Был слух, что казанский губернатор уходит в отставку. Державин стал метить на его место. Предстояли об этом хлопоты, но Державин решил наперед, что поедет в Казань при всяком исходе: либо губернатором, либо просто отдыхать и хозяйствовать года на два. Как раз в это время мать написала ему, что тяжело больна, не надеется выжить и просит приехать проститься с нею. (Шесть лет они не видались.)
В феврале 1784 г., покуда стоял санный путь, Державин отправил в Казань весь домашний скарб, но сам с женою задержался еще в Петербурге. Губернаторство в общем было обещано, однако дело нужно было подталкивать. И вот, посреди хлопот, стараний, подчас унижений и забеганий перед сильными сего мира, стало его тревожить беспокойство вовсе иного рода.

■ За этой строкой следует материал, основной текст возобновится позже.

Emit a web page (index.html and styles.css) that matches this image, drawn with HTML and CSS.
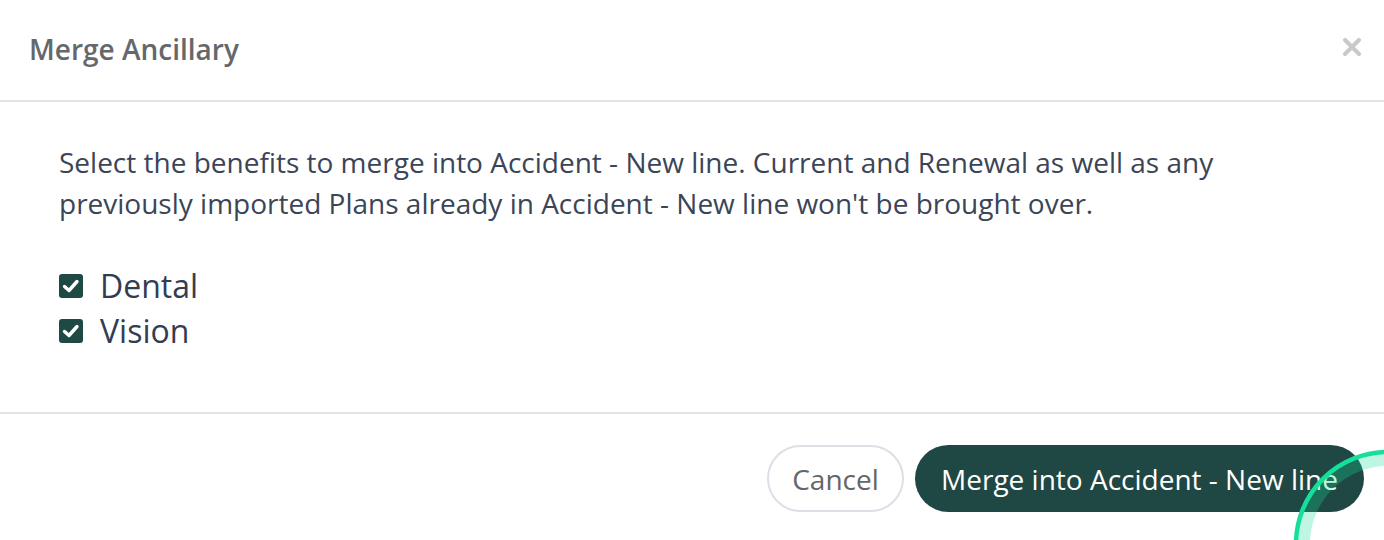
FILE: index.html
```html
<!DOCTYPE html>
<html>
<head>
<meta charset="utf-8">
<link rel="stylesheet" href="styles.css">
</head>
<body>
<div class="modal">
  <div class="modal-header">
    <h2 class="modal-title">Merge Ancillary</h2>
    <button class="close-btn" aria-label="Close">
      <svg width="20" height="20" viewBox="0 0 20 20"><path d="M3 3 L17 17 M17 3 L3 17" stroke="#c9c9c9" stroke-width="4.2" stroke-linecap="round"/></svg>
    </button>
  </div>
  <div class="modal-body">
    <p class="intro">Select the benefits to merge into Accident - New line. Current and Renewal as well as any previously imported Plans already in Accident - New line won't be brought over.</p>
    <div class="options">
      <label class="option"><span class="check"><svg width="24" height="24" viewBox="0 0 24 24"><path d="M5.5 12.5 L10 16.5 L18 7.5" fill="none" stroke="#fff" stroke-width="3.4" stroke-linecap="round" stroke-linejoin="round"/></svg></span><span class="option-label">Dental</span></label>
      <label class="option"><span class="check"><svg width="24" height="24" viewBox="0 0 24 24"><path d="M5.5 12.5 L10 16.5 L18 7.5" fill="none" stroke="#fff" stroke-width="3.4" stroke-linecap="round" stroke-linejoin="round"/></svg></span><span class="option-label">Vision</span></label>
    </div>
  </div>
  <div class="modal-footer">
    <button class="btn btn-cancel">Cancel</button>
    <button class="btn btn-primary">Merge into Accident - New line</button>
  </div>
  <svg class="ring" width="200" height="200" viewBox="0 0 200 200">
    <circle cx="100" cy="100" r="84" fill="none" stroke="rgba(22,224,156,0.28)" stroke-width="12"/>
    <circle cx="100" cy="100" r="92" fill="none" stroke="#16df9b" stroke-width="4.5"/>
  </svg>
</div>
</body>
</html>
```
FILE: styles.css
```css
html, body {
  margin: 0;
  padding: 0;
  background: #ffffff;
  font-family: "Open Sans", "Noto Sans", sans-serif;
}
.modal {
  position: relative;
  width: 1384px;
  height: 540px;
  overflow: hidden;
}
.modal-header {
  height: 102px;
  border-bottom: 2px solid #e3e3e3;
  display: flex;
  align-items: center;
  justify-content: space-between;
  padding: 0 22px 0 29px;
  box-sizing: border-box;
}
.modal-title {
  margin: 0;
  font-size: 28px;
  font-weight: 600;
  color: #65686b;
  line-height: 1;
  padding-bottom: 2px;
}
.close-btn {
  border: 0;
  background: none;
  padding: 0;
  display: flex;
  margin-bottom: 6px;
}
.modal-body {
  padding: 40px 59px 59px;
  color: #3b4558;
}
.intro {
  margin: 0 0 39px;
  font-size: 28px;
  line-height: 41px;
}
.options {
  display: flex;
  flex-direction: column;
}
.option {
  display: flex;
  align-items: center;
  height: 45px;
}
.check {
  width: 24px;
  height: 24px;
  border-radius: 3px;
  background: #1f4944;
  display: flex;
  align-items: center;
  justify-content: center;
  margin-right: 17px;
}
.option-label {
  font-size: 32px;
  color: #323d52;
}
.modal-footer {
  border-top: 2px solid #e3e3e3;
  padding: 31px 20px 0 0;
  display: flex;
  justify-content: flex-end;
  gap: 11px;
}
.btn {
  height: 67px;
  border-radius: 34px;
  font-family: "Open Sans", "Noto Sans", sans-serif;
  font-size: 28px;
  box-sizing: border-box;
  cursor: pointer;
}
.btn-cancel {
  width: 137px;
  background: #fff;
  border: 2px solid #dce0e6;
  color: #646669;
}
.btn-primary {
  width: 449px;
  background: #1f4743;
  border: 0;
  color: #ffffff;
}
.ring {
  position: absolute;
  left: 1288px;
  top: 444px;
}
```
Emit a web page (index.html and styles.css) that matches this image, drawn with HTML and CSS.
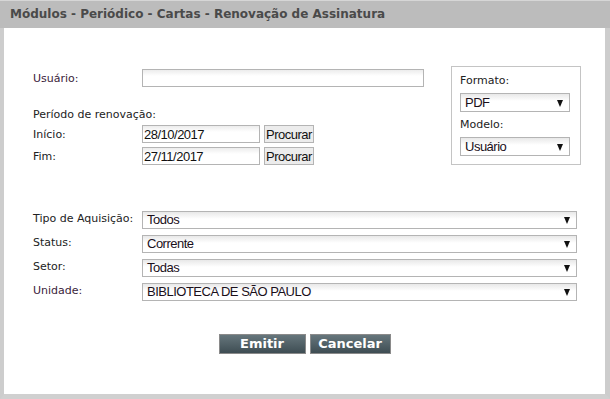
FILE: index.html
```html
<!doctype html>
<html>
<head>
    <title>Renovação de Assinatura</title>
    <meta charset="utf-8"/>
    <link rel="stylesheet" href="styles.css">
</head>
<body>
<div class="window">
    <div class="titlebar">Módulos - Periódico - Cartas - Renovação de Assinatura</div>

    <form class="content">
        <div class="top">
            <div class="fields">
                <div class="row">
                    <label class="req">Usuário:</label>
                    <input type="text" class="text user"/>
                </div>
                <div class="period">Período de renovação:</div>
                <div class="row">
                    <label>Início:</label>
                    <input type="text" class="text date" value="28/10/2017"/>
                    <button type="button" class="find">Procurar</button>
                </div>
                <div class="row gap">
                    <label>Fim:</label>
                    <input type="text" class="text date" value="27/11/2017"/>
                    <button type="button" class="find">Procurar</button>
                </div>
            </div>

            <div class="output">
                <label>Formato:</label>
                <div class="select small">PDF<span class="arrow"></span></div>
                <label class="second">Modelo:</label>
                <div class="select small">Usuário<span class="arrow"></span></div>
            </div>
        </div>

        <div class="filters">
            <div class="row">
                <label>Tipo de Aquisição:</label>
                <div class="select wide">Todos<span class="arrow"></span></div>
            </div>
            <div class="row">
                <label>Status:</label>
                <div class="select wide">Corrente<span class="arrow"></span></div>
            </div>
            <div class="row">
                <label>Setor:</label>
                <div class="select wide">Todas<span class="arrow"></span></div>
            </div>
            <div class="row">
                <label class="req">Unidade:</label>
                <div class="select wide">BIBLIOTECA DE SÃO PAULO<span class="arrow"></span></div>
            </div>
        </div>

        <div class="actions">
            <button type="submit" class="action">Emitir</button>
            <button type="button" class="action">Cancelar</button>
        </div>
    </form>
</div>
</body>
</html>
```

FILE: styles.css
```css
body {
margin: 0;
padding: 0;
background-color: #d2d2d2;
font-family: "DejaVu Sans", Verdana, sans-serif;
font-size: 11px;
color: #222;
}
.window {
box-sizing: border-box;
width: 610px;
height: 399px;
background-color: #fff;
border-left: 4px solid #cdcdcd;
border-right: 5px solid #cdcdcd;
border-bottom: 5px solid #d0d0d0;
}
.titlebar {
box-sizing: border-box;
height: 28px;
line-height: 27px;
margin-left: -4px;
margin-right: -5px;
padding-left: 10px;
background-color: #bcbcbc;
border-top: 1px solid #d6d6d6;
color: #4a4a4a;
font-weight: bold;
font-size: 12px;
}
.content {
margin: 0;
padding: 38px 0 0 29px;
}
.top {
display: flex;
align-items: flex-start;
}
.fields {
width: 391px;
padding-top: 3px;
}
.row {
display: flex;
align-items: center;
height: 18px;
}
.row label {
width: 109px;
flex: none;
}
.req {
color: #3a1d3a;
}
.row.gap {
margin-top: 4px;
}
.period {
margin-top: 21px;
margin-bottom: 3px;
line-height: 14px;
}
.text {
box-sizing: border-box;
height: 18px;
margin: 0;
padding: 0 1px;
border: 1px solid #b4b4b4;
background: linear-gradient(#ececec, #fff 6px);
font-family: "Liberation Sans", Arial, sans-serif;
font-size: 13px;
letter-spacing: -0.5px;
color: #111;
}
.user {
width: 282px;
}
.date {
width: 118px;
}
.find {
box-sizing: border-box;
height: 18px;
width: 50px;
margin: 0 0 0 4px;
padding: 0;
border: 1px solid #b4b4b4;
background-color: #ececec;
font-family: "Liberation Sans", Arial, sans-serif;
font-size: 13px;
letter-spacing: -0.5px;
color: #111;
}
.output {
box-sizing: border-box;
width: 130px;
height: 99px;
margin-left: 27px;
padding: 7px 0 0 8px;
border: 1px solid #c4c4c4;
}
.output label {
display: block;
line-height: 14px;
margin-bottom: 5px;
}
.output .second {
margin-top: 6px;
}
.select {
box-sizing: border-box;
position: relative;
height: 18px;
line-height: 16px;
padding-left: 4px;
border: 1px solid #b4b4b4;
background: linear-gradient(#e8e8e8, #fff 7px);
font-family: "Liberation Sans", Arial, sans-serif;
font-size: 13px;
letter-spacing: -0.5px;
color: #1a0f1a;
}
.small {
width: 110px;
height: 19px;
line-height: 17px;
}
.wide {
width: 435px;
}
.arrow {
position: absolute;
right: 6px;
top: 50%;
margin-top: -3px;
border-left: 3.5px solid transparent;
border-right: 3.5px solid transparent;
border-top: 7px solid #111;
}
.filters {
margin-top: 46px;
}
.filters .row {
margin-bottom: 6px;
align-items: flex-start;
}
.filters .row label {
line-height: 14px;
padding-top: 1px;
}
.actions {
display: flex;
justify-content: center;
gap: 4px;
margin-top: 33px;
margin-left: -29px;
}
.action {
box-sizing: border-box;
height: 20px;
padding: 0;
border: 1px solid #8a8a8a;
background: linear-gradient(#66767c, #3e4d53);
color: #fff;
font-family: "DejaVu Sans", Verdana, sans-serif;
font-weight: bold;
font-size: 13px;
line-height: 18px;
}
.action:first-child {
width: 87px;
}
.action:last-child {
width: 81px;
}
```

Года четыре тому назад, во время пасхальной заутрени в Зимнем дворце, посетило его вдохновение; приехав домой он в горячности положил на бумагу первые строки оды:
О Ты, пространством бесконечный, Живый в движеньи вещества, Теченьем времени предвечный, Без лиц, в трех лицах Божества! Дух, всюду сущий и единый…Но порыв миновался, мышцы душевные ослабели. Отвлекаемый службой и светскими суетами, сколько ни принимался он — продолжать не мог. Про себя постоянно однако же возвращался к начатой оде, в глубине памяти копил мысли и образы, то собственные, то извлеченные из чтений. За четыре года все это в нем, наконец, дозрело и стало проситься наружу. Теперь, на свободе, он опять взялся за перо, но все-таки суета житейская, городская мешала ему. Сердце хотело уединения, он решил бежать. Вдруг объявил жене, что едет осматривать белорусские свои земли, в которых никогда не был, хоть владел ими семь лет. Стояла самая распутица, о дальней дороге нечего было думать. Жена удивилась, но он ей не дал опомниться. Доскакал до Нарвы, повозку и слуг бросил на постоялом дворе, снял захудалый покойчик у старой немки и заперся в нем.

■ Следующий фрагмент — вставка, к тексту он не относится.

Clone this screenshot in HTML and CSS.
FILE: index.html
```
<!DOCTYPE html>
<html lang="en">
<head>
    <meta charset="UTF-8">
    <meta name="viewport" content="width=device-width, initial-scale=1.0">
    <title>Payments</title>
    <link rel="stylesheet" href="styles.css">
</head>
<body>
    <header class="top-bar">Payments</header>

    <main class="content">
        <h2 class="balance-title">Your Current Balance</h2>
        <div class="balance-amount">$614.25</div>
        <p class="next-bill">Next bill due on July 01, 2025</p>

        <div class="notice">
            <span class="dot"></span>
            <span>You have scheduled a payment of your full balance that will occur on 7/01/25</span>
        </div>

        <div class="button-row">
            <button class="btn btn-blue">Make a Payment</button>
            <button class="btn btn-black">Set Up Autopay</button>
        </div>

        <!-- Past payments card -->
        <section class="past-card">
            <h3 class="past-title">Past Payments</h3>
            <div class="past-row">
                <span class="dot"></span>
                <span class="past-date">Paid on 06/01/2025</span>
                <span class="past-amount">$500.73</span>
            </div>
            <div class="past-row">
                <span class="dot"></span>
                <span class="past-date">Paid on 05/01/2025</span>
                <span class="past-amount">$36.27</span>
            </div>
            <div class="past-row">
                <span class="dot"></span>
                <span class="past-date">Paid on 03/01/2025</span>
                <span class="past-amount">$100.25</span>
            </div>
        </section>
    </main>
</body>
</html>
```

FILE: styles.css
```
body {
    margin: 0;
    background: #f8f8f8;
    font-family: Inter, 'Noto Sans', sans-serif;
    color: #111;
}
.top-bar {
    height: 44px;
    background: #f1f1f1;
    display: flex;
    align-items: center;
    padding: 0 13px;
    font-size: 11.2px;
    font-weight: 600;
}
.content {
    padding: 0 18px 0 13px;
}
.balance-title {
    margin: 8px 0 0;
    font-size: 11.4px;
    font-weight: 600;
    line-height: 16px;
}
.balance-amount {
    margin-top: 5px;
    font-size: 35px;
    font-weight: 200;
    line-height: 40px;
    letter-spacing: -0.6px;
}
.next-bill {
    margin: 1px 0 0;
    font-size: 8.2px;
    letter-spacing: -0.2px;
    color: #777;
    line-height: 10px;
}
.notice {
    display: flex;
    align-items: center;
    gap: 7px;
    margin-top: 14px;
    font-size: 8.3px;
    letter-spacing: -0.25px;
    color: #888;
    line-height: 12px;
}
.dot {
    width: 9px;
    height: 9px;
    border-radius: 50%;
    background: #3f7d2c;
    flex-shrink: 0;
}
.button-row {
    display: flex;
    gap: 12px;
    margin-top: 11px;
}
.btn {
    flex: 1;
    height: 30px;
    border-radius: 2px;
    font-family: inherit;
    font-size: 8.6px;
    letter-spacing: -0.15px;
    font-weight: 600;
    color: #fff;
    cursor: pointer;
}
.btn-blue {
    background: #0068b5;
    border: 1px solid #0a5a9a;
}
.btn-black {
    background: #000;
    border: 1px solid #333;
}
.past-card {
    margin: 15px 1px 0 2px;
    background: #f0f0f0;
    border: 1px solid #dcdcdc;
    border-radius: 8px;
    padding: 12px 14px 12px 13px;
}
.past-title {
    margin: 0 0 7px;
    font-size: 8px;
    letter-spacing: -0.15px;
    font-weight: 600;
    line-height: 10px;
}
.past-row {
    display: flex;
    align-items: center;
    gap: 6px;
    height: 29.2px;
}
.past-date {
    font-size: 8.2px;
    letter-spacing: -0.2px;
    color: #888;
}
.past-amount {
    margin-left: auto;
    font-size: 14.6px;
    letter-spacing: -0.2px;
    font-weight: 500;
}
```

Он писал, пока сон не валил его на постель, а проснувшись вновь брался за работу. Старуха носила ему пищу. Он работал в таком же диком уединении, в таком же неистовом напряжении телесных и душевных сил, в каких Челлини отливал некогда своего Персея{17}. Так продолжалось несколько дней.
То была вновь высокая ода. Державин сам с замиранием сердца ощущал высоту своего парения. Образы и слова он вновь громоздил, точно скалы, и сталкивая звуки, сам упивался звуком их столкновений.